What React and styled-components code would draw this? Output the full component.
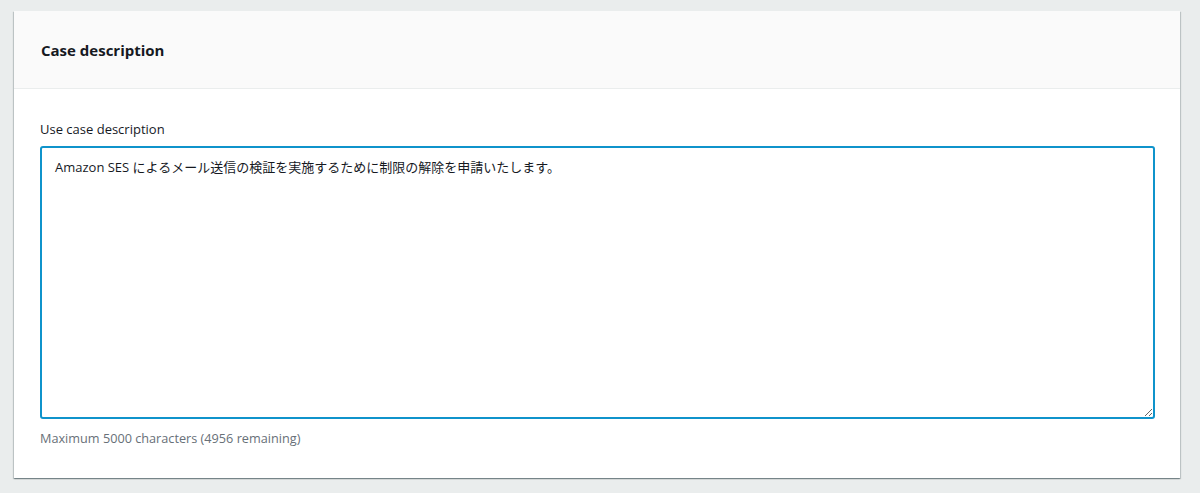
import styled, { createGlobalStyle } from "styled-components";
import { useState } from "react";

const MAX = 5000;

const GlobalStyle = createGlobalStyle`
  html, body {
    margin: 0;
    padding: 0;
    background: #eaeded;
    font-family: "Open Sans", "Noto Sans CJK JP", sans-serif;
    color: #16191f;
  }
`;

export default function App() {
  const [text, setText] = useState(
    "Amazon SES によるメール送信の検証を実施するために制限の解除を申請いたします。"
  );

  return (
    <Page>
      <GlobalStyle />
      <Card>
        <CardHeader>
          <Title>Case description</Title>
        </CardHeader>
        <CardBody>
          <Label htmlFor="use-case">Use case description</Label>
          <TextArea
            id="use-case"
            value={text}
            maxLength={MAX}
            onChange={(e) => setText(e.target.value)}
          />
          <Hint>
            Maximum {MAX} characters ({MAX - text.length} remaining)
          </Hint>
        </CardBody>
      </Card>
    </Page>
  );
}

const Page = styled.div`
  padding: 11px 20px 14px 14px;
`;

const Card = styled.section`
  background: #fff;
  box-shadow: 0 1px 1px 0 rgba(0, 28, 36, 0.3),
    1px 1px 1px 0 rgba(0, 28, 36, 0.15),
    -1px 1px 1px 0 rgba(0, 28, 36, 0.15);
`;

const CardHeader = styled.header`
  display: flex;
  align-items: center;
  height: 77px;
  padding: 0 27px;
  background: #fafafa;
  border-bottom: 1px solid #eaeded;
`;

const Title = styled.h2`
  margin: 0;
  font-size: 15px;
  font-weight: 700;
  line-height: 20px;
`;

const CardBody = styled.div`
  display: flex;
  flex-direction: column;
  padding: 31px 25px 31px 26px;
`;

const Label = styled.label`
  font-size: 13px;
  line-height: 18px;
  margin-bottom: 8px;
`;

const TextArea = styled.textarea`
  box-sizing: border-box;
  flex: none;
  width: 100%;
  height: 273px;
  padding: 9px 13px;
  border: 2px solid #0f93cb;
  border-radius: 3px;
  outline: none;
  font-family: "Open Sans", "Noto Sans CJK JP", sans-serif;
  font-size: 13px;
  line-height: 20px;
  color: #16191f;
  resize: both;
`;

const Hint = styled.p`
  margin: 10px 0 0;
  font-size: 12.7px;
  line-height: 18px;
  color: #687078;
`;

---

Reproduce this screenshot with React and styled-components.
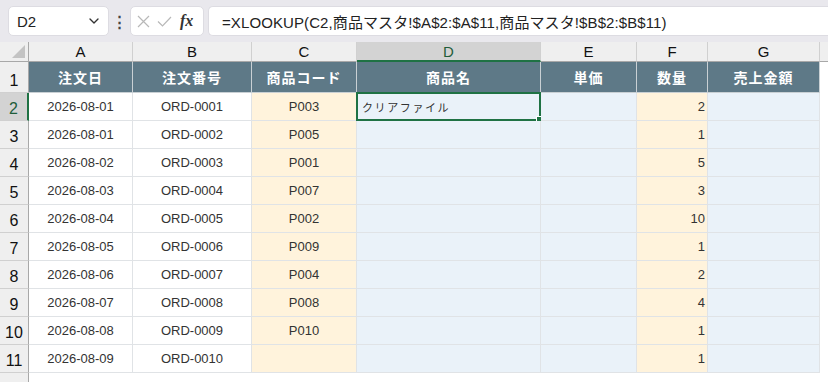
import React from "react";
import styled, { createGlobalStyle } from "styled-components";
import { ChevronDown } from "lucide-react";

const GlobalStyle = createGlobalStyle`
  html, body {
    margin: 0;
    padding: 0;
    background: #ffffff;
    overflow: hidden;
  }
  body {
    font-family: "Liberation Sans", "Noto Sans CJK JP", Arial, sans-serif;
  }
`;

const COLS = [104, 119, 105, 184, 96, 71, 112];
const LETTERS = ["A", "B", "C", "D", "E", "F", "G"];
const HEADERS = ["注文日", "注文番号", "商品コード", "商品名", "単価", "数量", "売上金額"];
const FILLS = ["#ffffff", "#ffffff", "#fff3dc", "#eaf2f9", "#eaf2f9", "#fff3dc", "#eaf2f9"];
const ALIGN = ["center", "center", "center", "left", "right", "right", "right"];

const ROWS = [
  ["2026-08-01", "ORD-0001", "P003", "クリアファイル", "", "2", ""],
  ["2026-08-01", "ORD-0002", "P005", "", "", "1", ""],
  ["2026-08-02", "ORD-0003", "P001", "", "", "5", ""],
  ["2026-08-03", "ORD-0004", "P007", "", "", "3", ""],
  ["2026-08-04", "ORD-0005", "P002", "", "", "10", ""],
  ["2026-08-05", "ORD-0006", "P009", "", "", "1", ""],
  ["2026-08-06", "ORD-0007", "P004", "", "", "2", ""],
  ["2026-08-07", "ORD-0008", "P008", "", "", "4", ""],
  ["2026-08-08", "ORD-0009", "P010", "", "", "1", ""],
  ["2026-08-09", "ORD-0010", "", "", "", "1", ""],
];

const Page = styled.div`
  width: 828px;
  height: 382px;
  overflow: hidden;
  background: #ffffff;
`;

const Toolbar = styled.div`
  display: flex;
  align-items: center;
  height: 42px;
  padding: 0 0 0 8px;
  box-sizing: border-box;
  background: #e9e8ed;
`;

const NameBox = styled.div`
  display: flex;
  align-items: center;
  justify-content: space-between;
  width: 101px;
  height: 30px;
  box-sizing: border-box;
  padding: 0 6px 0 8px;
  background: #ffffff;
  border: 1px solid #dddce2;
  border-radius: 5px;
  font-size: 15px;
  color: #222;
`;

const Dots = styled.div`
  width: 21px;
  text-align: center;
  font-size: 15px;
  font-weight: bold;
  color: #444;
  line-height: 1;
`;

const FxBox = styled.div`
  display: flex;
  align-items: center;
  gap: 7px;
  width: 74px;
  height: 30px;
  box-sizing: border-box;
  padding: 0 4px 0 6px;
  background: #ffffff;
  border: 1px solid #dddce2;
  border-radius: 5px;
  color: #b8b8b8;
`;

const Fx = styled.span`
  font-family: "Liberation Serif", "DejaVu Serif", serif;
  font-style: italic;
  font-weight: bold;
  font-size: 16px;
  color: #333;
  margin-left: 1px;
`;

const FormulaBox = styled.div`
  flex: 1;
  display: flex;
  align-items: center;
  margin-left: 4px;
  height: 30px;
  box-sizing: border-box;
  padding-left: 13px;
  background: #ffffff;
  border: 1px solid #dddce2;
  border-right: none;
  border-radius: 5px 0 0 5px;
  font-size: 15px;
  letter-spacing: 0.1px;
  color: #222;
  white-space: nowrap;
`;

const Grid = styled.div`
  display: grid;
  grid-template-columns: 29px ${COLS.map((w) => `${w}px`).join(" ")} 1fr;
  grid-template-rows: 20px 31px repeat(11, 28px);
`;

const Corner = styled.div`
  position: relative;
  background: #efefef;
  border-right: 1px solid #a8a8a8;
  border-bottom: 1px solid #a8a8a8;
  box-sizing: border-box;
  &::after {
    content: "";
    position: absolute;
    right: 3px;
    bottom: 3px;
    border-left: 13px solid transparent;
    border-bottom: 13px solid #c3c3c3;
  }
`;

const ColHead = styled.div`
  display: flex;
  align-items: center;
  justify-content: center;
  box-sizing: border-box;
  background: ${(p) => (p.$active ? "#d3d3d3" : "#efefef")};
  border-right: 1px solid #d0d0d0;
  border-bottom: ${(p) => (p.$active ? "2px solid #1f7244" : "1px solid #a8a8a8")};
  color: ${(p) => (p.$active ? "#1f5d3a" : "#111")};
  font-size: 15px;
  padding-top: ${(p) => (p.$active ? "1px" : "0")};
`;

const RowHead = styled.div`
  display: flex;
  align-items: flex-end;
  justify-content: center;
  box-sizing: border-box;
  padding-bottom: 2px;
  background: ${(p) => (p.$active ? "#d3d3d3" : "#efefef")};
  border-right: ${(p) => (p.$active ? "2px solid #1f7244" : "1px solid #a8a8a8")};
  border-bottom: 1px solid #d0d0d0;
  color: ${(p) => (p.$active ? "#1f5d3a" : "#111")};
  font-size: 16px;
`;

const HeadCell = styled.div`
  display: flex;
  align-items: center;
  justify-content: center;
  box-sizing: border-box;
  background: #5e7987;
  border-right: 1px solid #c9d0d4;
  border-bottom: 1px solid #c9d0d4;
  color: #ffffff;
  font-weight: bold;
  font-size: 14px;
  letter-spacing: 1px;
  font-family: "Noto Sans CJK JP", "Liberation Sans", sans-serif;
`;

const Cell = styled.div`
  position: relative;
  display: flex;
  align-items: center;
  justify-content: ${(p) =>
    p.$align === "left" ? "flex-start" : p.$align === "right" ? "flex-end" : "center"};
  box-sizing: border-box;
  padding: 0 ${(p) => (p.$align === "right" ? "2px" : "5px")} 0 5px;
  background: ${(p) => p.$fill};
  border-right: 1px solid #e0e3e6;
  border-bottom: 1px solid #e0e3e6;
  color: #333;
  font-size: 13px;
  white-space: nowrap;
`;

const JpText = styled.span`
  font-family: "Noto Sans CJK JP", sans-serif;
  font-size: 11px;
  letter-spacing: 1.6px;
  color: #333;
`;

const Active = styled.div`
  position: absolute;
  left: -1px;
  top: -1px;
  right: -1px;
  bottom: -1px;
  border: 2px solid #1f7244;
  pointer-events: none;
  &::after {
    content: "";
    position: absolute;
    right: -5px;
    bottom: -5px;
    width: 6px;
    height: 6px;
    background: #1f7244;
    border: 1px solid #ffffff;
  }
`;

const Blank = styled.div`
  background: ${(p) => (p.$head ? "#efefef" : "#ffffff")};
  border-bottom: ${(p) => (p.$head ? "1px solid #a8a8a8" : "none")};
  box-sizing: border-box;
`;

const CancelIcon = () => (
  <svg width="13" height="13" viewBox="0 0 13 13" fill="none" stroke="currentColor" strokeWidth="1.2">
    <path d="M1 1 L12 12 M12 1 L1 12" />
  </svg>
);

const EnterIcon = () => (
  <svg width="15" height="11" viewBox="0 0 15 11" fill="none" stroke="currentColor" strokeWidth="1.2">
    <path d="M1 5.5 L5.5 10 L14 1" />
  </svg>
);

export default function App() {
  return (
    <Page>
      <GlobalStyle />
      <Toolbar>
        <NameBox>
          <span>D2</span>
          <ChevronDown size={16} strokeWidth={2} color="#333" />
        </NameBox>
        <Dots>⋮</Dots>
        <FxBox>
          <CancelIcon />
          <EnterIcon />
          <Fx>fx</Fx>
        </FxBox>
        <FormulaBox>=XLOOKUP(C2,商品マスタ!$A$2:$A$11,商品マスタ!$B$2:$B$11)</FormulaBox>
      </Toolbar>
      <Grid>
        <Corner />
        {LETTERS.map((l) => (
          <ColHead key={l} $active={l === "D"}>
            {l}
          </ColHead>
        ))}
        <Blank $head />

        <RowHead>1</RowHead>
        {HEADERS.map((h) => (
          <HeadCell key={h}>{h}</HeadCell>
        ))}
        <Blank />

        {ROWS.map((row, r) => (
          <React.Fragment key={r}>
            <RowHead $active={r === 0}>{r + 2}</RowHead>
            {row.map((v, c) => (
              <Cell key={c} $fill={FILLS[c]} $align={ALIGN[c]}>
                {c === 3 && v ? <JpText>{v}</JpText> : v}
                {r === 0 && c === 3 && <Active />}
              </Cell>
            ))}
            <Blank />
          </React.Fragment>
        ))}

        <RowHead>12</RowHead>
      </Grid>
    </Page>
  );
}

■ **Work to do**
Above are the records. Copy every line in them holding "this".

■ **Result of the task**
What React and styled-components code would draw this? Output the full component.
Reproduce this screenshot with React and styled-components.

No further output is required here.